The second beautiful story is an oldie but goodie and one of my favorites. The story is about that very important moment when Buddha sat under the Bodhi tree, determined to rid his mind of all confusion and finally reach enlightenment. The god of illusion, Mara, decided to try and scare Buddha and get him to give up his seat from under the tree. Mara sends his armies to go fire arrows at Buddha. In response, Buddha did not attack. He did not flee. Instead, he said “I see you Mara, and I am not afraid!” (Some stories even say Buddha invited Mara to join him for tea!) Buddha held his ground. As Mara’s arrows met the force of Buddha’s light, they turned to flowers and fell to the ground.
I kept on thinking of that story on that day. I felt the companionship of Buddha holding his ground in love and light. And every time something came up that threatened to “unseat me” I would say, I see you! And I would try and meet it with my heart.
In the small group sessions that we held towards the end of the afternoon, someone asked about Chogyam Trungpa Rinpoche’s (the founder of Shambhala Buddhism) phrase “the genuine heart of sadness.” They wanted to know what it meant. I felt like I could now answer that question, because that was where I had been living all day. My insight was this: the genuine heart of sadness is what you get when you allow yourself to tenderly meet pain without struggle. Yes, there is sadness. But that sadness is not scary anymore . . . instead, it fills you with love and strength. It is a beautiful and tender place to be.
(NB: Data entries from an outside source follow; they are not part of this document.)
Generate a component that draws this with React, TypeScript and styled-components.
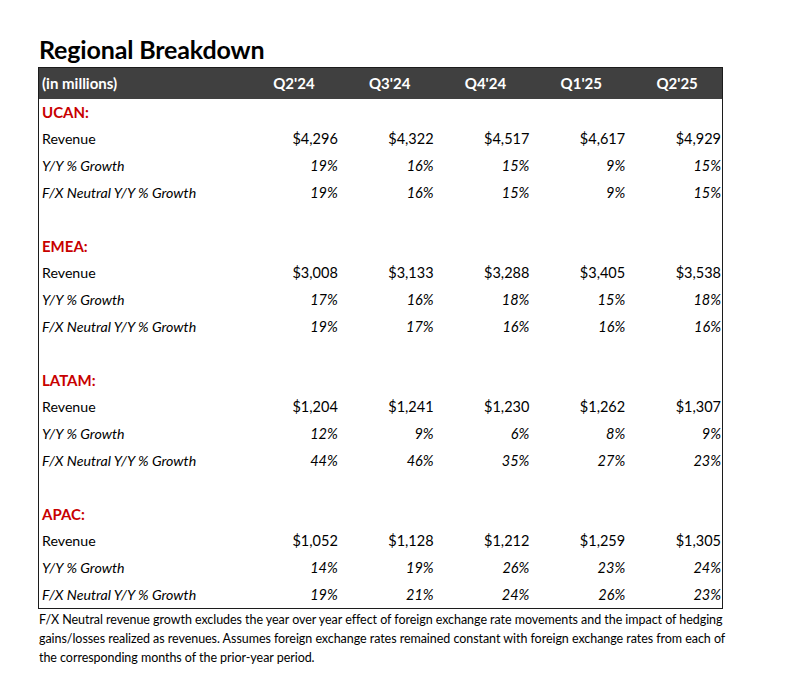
import React from 'react';
import styled, { createGlobalStyle } from 'styled-components';

const Global = createGlobalStyle`
  html, body { margin: 0; padding: 0; background: #ffffff; }
  body { font-family: Lato, "Open Sans", "Liberation Sans", sans-serif; color: #000; }
`;

const Page = styled.div`
  width: 805px;
  height: 687px;
  box-sizing: border-box;
  padding: 32px 0 0 38px;
`;

const Title = styled.h1`
  margin: 0 0 0 1px;
  height: 35px;
  font-size: 25px;
  line-height: 35px;
  font-weight: 700;
  letter-spacing: -0.15px;
`;

const Table = styled.div`
  width: 685px;
  box-sizing: border-box;
  border: 1.5px solid #1c1c1c;
  display: grid;
  grid-template-columns: 204px repeat(5, 1fr);
  grid-auto-rows: 26.8px;
  grid-template-rows: 30.5px;
`;

const HeadCell = styled.div<{ $first?: boolean }>`
  background: #404040;
  color: #fff;
  font-weight: 700;
  font-size: 15px;
  display: flex;
  align-items: center;
  justify-content: ${p => (p.$first ? 'flex-start' : 'center')};
  padding: ${p => (p.$first ? '0 0 0 3px' : '0 0 0 6px')};
`;

const Label = styled.div<{ $italic?: boolean; $region?: boolean }>`
  display: flex;
  align-items: center;
  padding-left: 3px;
  font-size: ${p => (p.$region ? '15px' : '14.2px')};
  font-style: ${p => (p.$italic ? 'italic' : 'normal')};
  font-weight: ${p => (p.$region ? 700 : 400)};
  color: ${p => (p.$region ? '#c80000' : '#000')};
  grid-column: ${p => (p.$region ? '1 / -1' : 'auto')};
  white-space: nowrap;
`;

const Value = styled.div<{ $italic?: boolean }>`
  display: flex;
  align-items: center;
  justify-content: flex-end;
  padding-right: 1px;
  font-size: 14.5px;
  font-style: ${p => (p.$italic ? 'italic' : 'normal')};
`;

const Spacer = styled.div`
  grid-column: 1 / -1;
`;

const Note = styled.p`
  margin: 1px 0 0 1px;
  font-size: 12.5px;
  line-height: 19px;
  letter-spacing: -0.05px;
  white-space: nowrap;
`;

type Region = {
  name: string;
  revenue: string[];
  yy: string[];
  fx: string[];
};

const quarters = ["Q2'24", "Q3'24", "Q4'24", "Q1'25", "Q2'25"];

const regions: Region[] = [
  {
    name: 'UCAN:',
    revenue: ['$4,296', '$4,322', '$4,517', '$4,617', '$4,929'],
    yy: ['19%', '16%', '15%', '9%', '15%'],
    fx: ['19%', '16%', '15%', '9%', '15%'],
  },
  {
    name: 'EMEA:',
    revenue: ['$3,008', '$3,133', '$3,288', '$3,405', '$3,538'],
    yy: ['17%', '16%', '18%', '15%', '18%'],
    fx: ['19%', '17%', '16%', '16%', '16%'],
  },
  {
    name: 'LATAM:',
    revenue: ['$1,204', '$1,241', '$1,230', '$1,262', '$1,307'],
    yy: ['12%', '9%', '6%', '8%', '9%'],
    fx: ['44%', '46%', '35%', '27%', '23%'],
  },
  {
    name: 'APAC:',
    revenue: ['$1,052', '$1,128', '$1,212', '$1,259', '$1,305'],
    yy: ['14%', '19%', '26%', '23%', '24%'],
    fx: ['19%', '21%', '24%', '26%', '23%'],
  },
];

const DataRow: React.FC<{ label: string; values: string[]; italic?: boolean }> = ({ label, values, italic }) => (
  <>
    <Label $italic={italic}>{label}</Label>
    {values.map((v, i) => (
      <Value key={i} $italic={italic}>{v}</Value>
    ))}
  </>
);

export default function App() {
  return (
    <>
      <Global />
      <Page>
        <Title>Regional Breakdown</Title>
        <Table>
          <HeadCell $first>(in millions)</HeadCell>
          {quarters.map(q => (
            <HeadCell key={q}>{q}</HeadCell>
          ))}
          {regions.map((r, idx) => (
            <React.Fragment key={r.name}>
              {idx > 0 && <Spacer />}
              <Label $region>{r.name}</Label>
              <DataRow label="Revenue" values={r.revenue} />
              <DataRow label="Y/Y % Growth" values={r.yy} italic />
              <DataRow label="F/X Neutral Y/Y % Growth" values={r.fx} italic />
            </React.Fragment>
          ))}
        </Table>
        <Note>
          F/X Neutral revenue growth excludes the year over year effect of foreign exchange rate movements and the impact of hedging
          <br />
          gains/losses realized as revenues. Assumes foreign exchange rates remained constant with foreign exchange rates from each of
          <br />
          the corresponding months of the prior-year period.
        </Note>
      </Page>
    </>
  );
}
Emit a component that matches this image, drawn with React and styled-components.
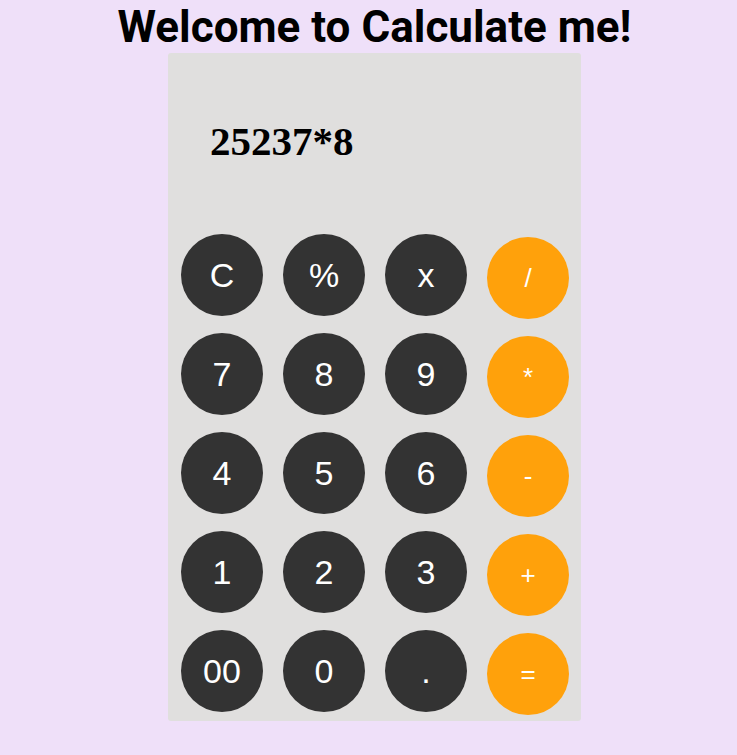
import React from "react";
import styled, { createGlobalStyle } from "styled-components";

const GlobalStyle = createGlobalStyle`
  body {
    margin: 0;
    background-color: #efe0f9;
    font-family: "Liberation Sans", Arial, sans-serif;
  }
`;

const Page = styled.div`
  display: flex;
  flex-direction: column;
  align-items: center;
  padding-left: 12px;
  min-height: 755px;
  box-sizing: border-box;
`;

const Title = styled.h1`
  margin: 0 0 1px;
  padding-top: 3px;
  font-family: Roboto, "Liberation Sans", sans-serif;
  font-weight: 700;
  font-size: 44px;
  line-height: 49px;
  color: #000;
`;

const Calculator = styled.div`
  width: 413px;
  background-color: #e0dfde;
  border-radius: 3px;
  padding-bottom: 9px;
`;

const Display = styled.div`
  height: 181px;
  box-sizing: border-box;
  padding: 67px 0 0 42px;
  font-family: "Liberation Serif", "Times New Roman", serif;
  font-weight: 700;
  font-size: 41px;
  line-height: 42px;
  color: #000;
`;

const Keys = styled.div`
  display: grid;
  grid-template-columns: repeat(4, 82px);
  grid-auto-rows: 82px;
  column-gap: 20px;
  row-gap: 17px;
  padding-left: 13px;
`;

const Key = styled.button`
  width: 82px;
  height: 82px;
  border: none;
  border-radius: 50%;
  padding: 0;
  display: flex;
  align-items: center;
  justify-content: center;
  font-family: "Liberation Sans", Arial, sans-serif;
  color: #fff;
  background-color: ${({ $op }) => ($op ? "#ffa10b" : "#333333")};
  font-size: ${({ $op }) => ($op ? "26px" : "34px")};
  margin-top: ${({ $op }) => ($op ? "3px" : "0")};
  cursor: pointer;
`;

const rows = [
  ["C", "%", "x", "/"],
  ["7", "8", "9", "*"],
  ["4", "5", "6", "-"],
  ["1", "2", "3", "+"],
  ["00", "0", ".", "="],
];

export default function App() {
  return (
    <>
      <GlobalStyle />
      <Page>
        <Title>Welcome to Calculate me!</Title>
        <Calculator>
          <Display>25237*8</Display>
          <Keys>
            {rows.flat().map((k, i) => (
              <Key key={i} $op={i % 4 === 3}>
                {k}
              </Key>
            ))}
          </Keys>
        </Calculator>
      </Page>
    </>
  );
}
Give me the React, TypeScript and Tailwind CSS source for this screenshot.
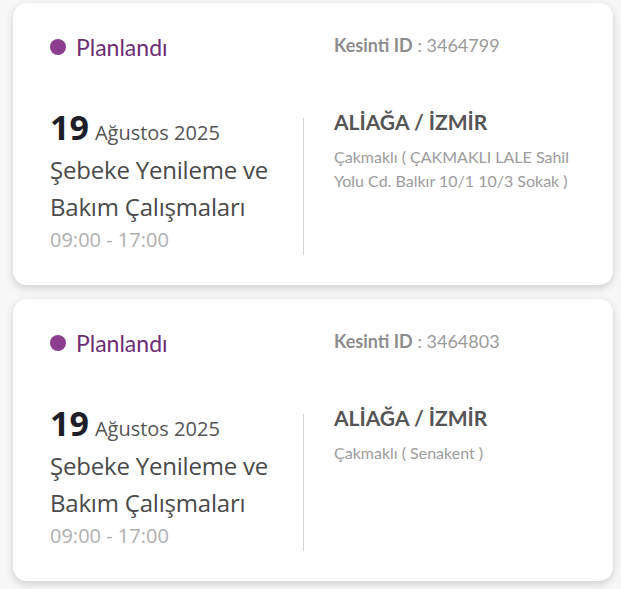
const OUTAGES = [
  {
    id: "3464799",
    day: "19",
    month: "Ağustos 2025",
    title: "Şebeke Yenileme ve Bakım Çalışmaları",
    time: "09:00 - 17:00",
    place: "ALİAĞA / İZMİR",
    address: "Çakmaklı ( ÇAKMAKLI LALE Sahil Yolu Cd. Balkır 10/1 10/3 Sokak )",
  },
  {
    id: "3464803",
    day: "19",
    month: "Ağustos 2025",
    title: "Şebeke Yenileme ve Bakım Çalışmaları",
    time: "09:00 - 17:00",
    place: "ALİAĞA / İZMİR",
    address: "Çakmaklı ( Senakent )",
  },
];

function OutageCard({ o }: { o: (typeof OUTAGES)[number] }) {
  return (
    <div className="rounded-[14px] bg-white px-[37px] pt-[30px] pb-[30px] shadow-[0_3px_8px_rgba(0,0,0,0.16)]">
      {/* header */}
      <div className="grid grid-cols-[284px_1fr] items-center">
        <div className="flex items-center gap-[10px]">
          <span className="h-[16px] w-[16px] rounded-full bg-[#8b3f8e]" />
          <span className="font-['Lato'] text-[23px] leading-[28px] text-[#6e2e73]">Planlandı</span>
        </div>
        <div className="-mt-[4px] font-['Lato'] text-[18px] leading-[24px] text-[#9a9a9a]">
          <span className="font-bold text-[#8d8d8d]">Kesinti ID</span> : {o.id}
        </div>
      </div>

      {/* body */}
      <div className="mt-[48px] flex">
        <div className="w-[253px] font-['Open_Sans']">
          <div className="flex items-baseline gap-[6px] leading-[37px]">
            <span className="text-[34px] font-bold text-[#1e1e28]">{o.day}</span>
            <span className="text-[20px] text-[#555]">{o.month}</span>
          </div>
          <div className="text-[24px] leading-[37px] tracking-[-0.2px] text-[#4a4a4a]">{o.title}</div>
          <div className="text-[20px] leading-[30px] text-[#b0b0b0]">{o.time}</div>
        </div>
        <div className="mt-[9px] w-px self-stretch bg-[#d6d6d6]" />
        <div className="flex-1 pl-[30px] font-['Lato']">
          <div className="text-[21px] font-bold leading-[26px] text-[#555]">{o.place}</div>
          <div className="mt-[10px] text-[16px] leading-[24px] text-[#9c9c9c]">{o.address}</div>
        </div>
      </div>
    </div>
  );
}

export default function App() {
  return (
    <div className="min-h-[589px] bg-[#f7f7f7] px-[13px] pt-[3px] pb-[8px]">
      <div className="flex w-[600px] flex-col gap-[14px]">
        {OUTAGES.map((o) => (
          <OutageCard key={o.id} o={o} />
        ))}
      </div>
    </div>
  );
}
At the end of the day, I had made friends with my pain. I felt like I had just weathered a storm and the seas had calmed. I knew that I would be able to get through whatever came next. What has happened since then? More storms. For me, unlike Buddha, this is not a one-shot deal. I have had to meet my pain with love over and over and over again. It comes in different forms. Now, I am not struggling so much with the actual event, but I do struggle with loneliness and loss. And there are other pains of life. But now, I try and recognize them as opportunities to keep on practicing opening my heart and holding my ground.